With digital media being the media of the future, Melina Meletakos asks if the young women moving and shaking in this area will be the media leaders of tomorrow.
An overwhelming number of women have quietly crept into the driver’s seat of several digital media platforms in South Africa.
As the platform hailed as the way of the future, are these women likely to become the next generation of media leaders?
City Press editor Ferial Haffajee believes so. “There is a generation of young women working in digital who are diverse and sharp,” says Haffajee. “I feels as if digital has been easier for women to get to the top. They also stand out because the medium requires them to be multi-talented – they can write, code and produce multimedia.”
Gustav Goosen, CEO of The SpaceStation, agrees, saying that there are many women in the digital market who play a pivotal role in shaping the local industry. “I think it’s the dynamic nature of digital and the type of people it attracts. If you’re not constantly seeking new and better ways of doing things, then you’ll struggle in the digital market. For that reason, perhaps, the industry is eager to find solutions, innovation and success from whoever is able to provide it or play a part in achieving it, irrespective of gender, colour or creed,” says Goosen. “There isn’t any baggage or preconceived ideas of who can or who can’t, who should and who shouldn’t.”

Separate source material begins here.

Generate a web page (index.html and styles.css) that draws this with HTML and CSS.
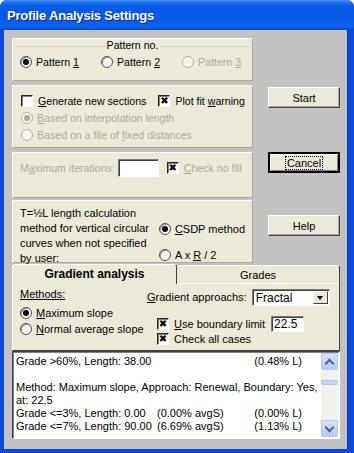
FILE: index.html
```html
<!DOCTYPE html>
<html lang="en">
<head>
  <meta charset="UTF-8">
  <title>Profile Analysis Settings</title>
  <link rel="stylesheet" href="styles.css">
</head>
<body>
<div class="window">
  <div class="titlebar">Profile Analysis Settings</div>
  <div class="client">
    <div class="top">
      <div class="left">
        <div class="panel p1">
          <div class="group">
            <div class="legend"><span>Pattern no.</span></div>
            <div class="row pattern-row">
              <label class="opt"><span class="radio on"></span><span>Pattern <u>1</u></span></label>
              <label class="opt"><span class="radio"></span><span>Pattern <u>2</u></span></label>
              <label class="opt dis"><span class="radio"></span><span>Pattern <u>3</u></span></label>
            </div>
          </div>
        </div>
        <div class="panel p2">
          <div class="row">
            <label class="opt gen"><span class="check"></span><span><u>G</u>enerate new sections</span></label>
            <label class="opt"><span class="check on">&#x2716;</span><span>Plot fit <u>w</u>arning</span></label>
          </div>
          <label class="opt dis line"><span class="radio on"></span><span><u>B</u>ased on interpolation length</span></label>
          <label class="opt dis line"><span class="radio"></span><span>Based on a file of <u>f</u>ixed distances</span></label>
        </div>
        <div class="panel p3">
          <div class="row">
            <span class="dis nw">M<u>a</u>ximum iterations:</span>
            <span class="edit iter"></span>
            <label class="opt dis"><span class="check on">&#x2716;</span><span><u>C</u>heck no fill</span></label>
          </div>
        </div>
        <div class="panel p4">
          <div class="desc">T=½L length calculation method for vertical circular curves when not specified by user:</div>
          <div class="methods">
            <label class="opt"><span class="radio on"></span><span><u>C</u>SDP method</span></label>
            <label class="opt"><span class="radio"></span><span>A x <u>R</u> / 2</span></label>
          </div>
        </div>
      </div>
      <div class="buttons">
        <button class="btn start">Start</button>
        <button class="btn cancel"><span class="focus">Cancel</span></button>
        <button class="btn help">Help</button>
      </div>
    </div>

    <div class="tabs">
      <div class="tab-head">
        <div class="tab active">Gradient analysis</div>
        <div class="tab">Grades</div>
      </div>
      <div class="tab-body">
        <div class="col-a">
          <div class="caption"><u>Methods:</u></div>
          <label class="opt"><span class="radio on"></span><span><u>M</u>aximum slope</span></label>
          <label class="opt"><span class="radio"></span><span><u>N</u>ormal average slope</span></label>
        </div>
        <div class="col-b">
          <div class="row">
            <span class="nw"><u>G</u>radient approachs:</span>
            <span class="combo"><span class="combo-text">Fractal</span><span class="combo-btn"></span></span>
          </div>
          <div class="row boundary">
            <label class="opt"><span class="check on">&#x2716;</span><span><u>U</u>se boundary limit</span></label>
            <span class="edit limit">22.5</span>
          </div>
          <label class="opt cases"><span class="check on">&#x2716;</span><span>Check all cases</span></label>
        </div>
      </div>
    </div>

    <div class="list">
      <div class="lines">
        <div class="ln"><span class="c1">Grade &gt;60%, Length: 38.00</span><span class="c3">(0.48% L)</span></div>
        <div class="ln">&nbsp;</div>
        <div class="ln">Method: Maximum slope, Approach: Renewal, Boundary: Yes,</div>
        <div class="ln">at: 22.5</div>
        <div class="ln"><span class="c1">Grade &lt;=3%, Length: 0.00</span><span class="c2">(0.00% avgS)</span><span class="c3">(0.00% L)</span></div>
        <div class="ln"><span class="c1">Grade &lt;=7%, Length: 90.00</span><span class="c2">(6.69% avgS)</span><span class="c3">(1.13% L)</span></div>
      </div>
      <div class="vscroll">
        <span class="sb-btn up"></span>
        <span class="sb-track"><span class="sb-thumb"></span></span>
        <span class="sb-btn down"></span>
      </div>
    </div>
  </div>
</div>
</body>
</html>
```

FILE: styles.css
```css
* { box-sizing: border-box; }
body { margin: 0; background: #fff; font-family: "Liberation Sans", Arial, sans-serif; font-size: 10.6px; color: #000; }
u { text-decoration: underline; text-underline-offset: 1px; }
.nw { white-space: nowrap; }

.window { width: 354px; height: 453px; display: flex; flex-direction: column; background: #0b4ad8; border-radius: 7px 7px 0 0; overflow: hidden; }
.titlebar { height: 30px; flex: none; padding: 0 0 0 7px; display: flex; align-items: center; color: #fff; font-weight: bold; font-size: 13px; letter-spacing: -0.2px; text-shadow: 1px 1px 0 #0a2a8a;
  background: linear-gradient(to bottom, #3f8cf3 0, #2b78f2 2px, #0a5fe8 5px, #0557e3 40%, #0a5fea 80%, #0d63f0 90%, #0446c9 100%); }
.client { flex: 1; margin: 0 6px 4px 4px; background: #c2c2c2; padding: 8px 8px 0 8px; display: flex; flex-direction: column; border-right: 1px solid #0a2fb0; }

.top { display: flex; }
.left { width: 241px; display: flex; flex-direction: column; }
.panel { background: #ece9d8; border: 1px solid; border-color: #fdfdfb #aca899 #aca899 #fdfdfb; }
.p1 { height: 43px; padding: 0 3px; }
.p2 { height: 63px; margin-top: 4px; padding: 9px 8px 0; }
.p3 { height: 46px; margin-top: 4px; padding: 6px 7px 0; }
.p4 { height: 63px; margin-top: 2px; padding: 5px 7px 0; display: flex; }

.row { display: flex; align-items: center; }
.opt { display: flex; align-items: center; white-space: nowrap; }
.dis { color: #aca899; }
.line { margin-top: 4px; height: 13px; }

.group { margin-top: 7px; border-top: 1px solid #d0d0bf; position: relative; }
.legend { position: absolute; left: 0; right: 0; top: -8px; text-align: center; }
.legend span { background: #ece9d8; padding: 0 2px; }
.pattern-row { padding: 9px 0 0 4px; }
.pattern-row .opt { margin-right: 22px; }

.radio { width: 12px; height: 12px; border-radius: 50%; border: 1px solid #4b4b4b; background: #fff; margin-right: 4px; display: inline-flex; align-items: center; justify-content: center; flex: none;
  box-shadow: inset 1px 1px 0 #9a9a9a; }
.radio.on::after { content: ""; width: 6px; height: 6px; border-radius: 50%; background: #000; }
.dis .radio { border-color: #b4b2a6; box-shadow: none; background: #f4f3ee; }
.dis .radio.on::after { background: #aca899; }

.check { width: 12px; height: 12px; border: 1px solid; border-color: #222 #fff #fff #222; box-shadow: inset 1px 1px 0 #808080; background: #fff; margin-right: 5px; flex: none;
  display: inline-flex; align-items: center; justify-content: center; font-size: 10px; line-height: 1; color: #000; font-family: "DejaVu Sans", sans-serif; }
.gen { margin-right: 12px; }

.edit { background: #fff; border: 1px solid; border-color: #7a7a7a #fff #fff #7a7a7a; box-shadow: inset 1px 1px 0 #404040; display: inline-block; }
.iter { width: 41px; height: 18px; margin: 0 8px 0 3px; flex: none; }

.desc { width: 140px; line-height: 15px; color: #000; font-size: 11px; }
.methods { display: flex; flex-direction: column; gap: 14px; margin: 17px 0 0 6px; font-size: 11px; }

.buttons { display: flex; flex-direction: column; margin-left: 15px; padding-top: 49px; }
.btn { width: 72px; height: 21px; font: inherit; font-size: 11px; background: #ece9d8; color: #000; border: 1px solid; border-color: #fff #404040 #404040 #fff; box-shadow: inset -1px -1px 0 #aca899; padding: 0; }
.cancel { margin-top: 44px; border: 2px solid #000; box-shadow: inset 1px 1px 0 #fff, inset -1px -1px 0 #808080; }
.cancel .focus { border: 1px dotted #000; padding: 0 1px; }
.help { margin-top: 42px; }

.tabs { margin-top: 1px; width: 328px; }
.tab-head { display: flex; height: 20px; align-items: flex-end; }
.tab { height: 19px; flex: 1; background: #ece9d8; border: 1px solid; border-bottom: none; border-color: #fff #404040 #404040 #fff; border-radius: 3px 3px 0 0; text-align: center; line-height: 18px; font-size: 11px; }
.tab.active { height: 20px; flex: none; width: 165px; font-weight: bold; font-size: 12px; border-right-color: #404040; }
.tab:not(.active) { border-left: none; box-shadow: inset 0 -1px 0 #fff; }
.tab-body { height: 67px; background: #ece9d8; border: 1px solid; border-top: none; border-color: #fff #404040 #404040 #fff; display: flex; padding: 4px 7px 0; font-size: 11px; }
.col-a { width: 123px; }
.caption { height: 17px; line-height: 12px; }
.col-a .opt { height: 16px; }
.col-b { flex: 1; padding-left: 4px; }
.combo { width: 78px; height: 17px; margin-left: 5px; background: #fff; border: 1px solid; border-color: #7a7a7a #fff #fff #7a7a7a; box-shadow: inset 1px 1px 0 #404040; display: flex; align-items: center; margin-top: 1px; }
.combo-text { flex: 1; padding-left: 3px; font-size: 12px; }
.combo-btn { width: 15px; height: 13px; margin-right: 1px; background: #ece9d8; border: 1px solid; border-color: #fff #404040 #404040 #fff; position: relative; }
.combo-btn::after { content: ""; position: absolute; left: 3px; top: 4px; border: 3px solid transparent; border-top: 4px solid #000; border-bottom: 0; }
.boundary { margin-top: 10px; padding-left: 10px; }
.limit { width: 33px; height: 16px; margin-left: 6px; padding-left: 2px; font-size: 12px; line-height: 14px; }
.cases { padding-left: 10px; margin-top: 1px; }

.list { height: 88px; width: 328px; background: #fff; border: 1px solid; border-color: #404040 #fff #fff #404040; box-shadow: inset 1px 1px 0 #808080; display: flex; font-size: 11px; }
.lines { flex: 1; padding: 3px 0 0 3px; }
.ln { height: 13px; line-height: 13px; white-space: nowrap; display: flex; }
.c1 { width: 141px; }
.c2 { width: 96px; }
.c3 { margin-left: auto; margin-right: 19px; }
.vscroll { width: 17px; display: flex; flex-direction: column; background: #f3f1ec; margin: 1px 1px 1px 0; }
.sb-btn { height: 17px; border-radius: 2px; background: linear-gradient(#d4e2fc, #b4c9f4); border: 1px solid #b7c9ef; position: relative; }
.sb-btn::after { content: ""; position: absolute; left: 4px; width: 5px; height: 5px; border: solid #4d6185; border-width: 2px 2px 0 0; }
.up::after { top: 6px; transform: rotate(-45deg); }
.down::after { top: 3px; transform: rotate(135deg); }
.sb-track { flex: 1; padding-top: 10px; }
.sb-thumb { display: block; height: 5px; border-radius: 2px; background: #c4d5fb; border: 1px solid #b1c6f2; }
```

Cherilyn Ireton, World Editors Forum executive director says, “As a new field, without barriers to entry, women have been able to advance quickly if they are good – simply because there is no one in the way.“
However, last year when The Media asked who were the women making waves in digital media, no names were forthcoming. We have since found a number of inspiring and innovative women in this arena. Here is a selection of them.
“Digital is about empowering alternative voices and alternative structures. It’s appealing to women in the same way that it is appealing to younger people – because it’s unconventional,” says Emma O’Shaughnessy, Media24’s editorial production manager.
Her job centres around the strategic development of news content, with a particular focus on driving special projects that have a strong digital angle. O’Shaughnessy says that one of the reasons she accepted her current position is that she knew that she would be able to have a voice within the organisation.
“Digital is flexible and has value systems that are not based on a typical hierarchical structure,” says O’Shaughnessy. This is because newsrooms producing digital products are increasingly ditching a top-down formation in favour of a horizontal structure where collaboration is key and the most engaging and interactive journalism is created by teams.
…Multi-platform content marketing agency New Media Publishing produces lifestyle titles like Taste, VISI, Eat Out and recently secured the contract to publish Quench, a communications vehicle for Amalgamated Beverage Industries. Steering the company’s digital division is Kerry Littlewood, who says that her diverse role means there is never a chance to get bored. She manages internal digital teams and digital partnerships, and works with clients to implement the best solutions for them. A key focus for her is to be one step ahead and know what’s coming next, digitally.
“Men and women who choose to work in digital recognise that there are far more opportunities in this industry because it is still growing and diversifying. When you ‘work in digital’ you’ll never find yourself working in only one particular element of the industry. Digital provides a challenging environment with so much possibility,” explains Littlewood.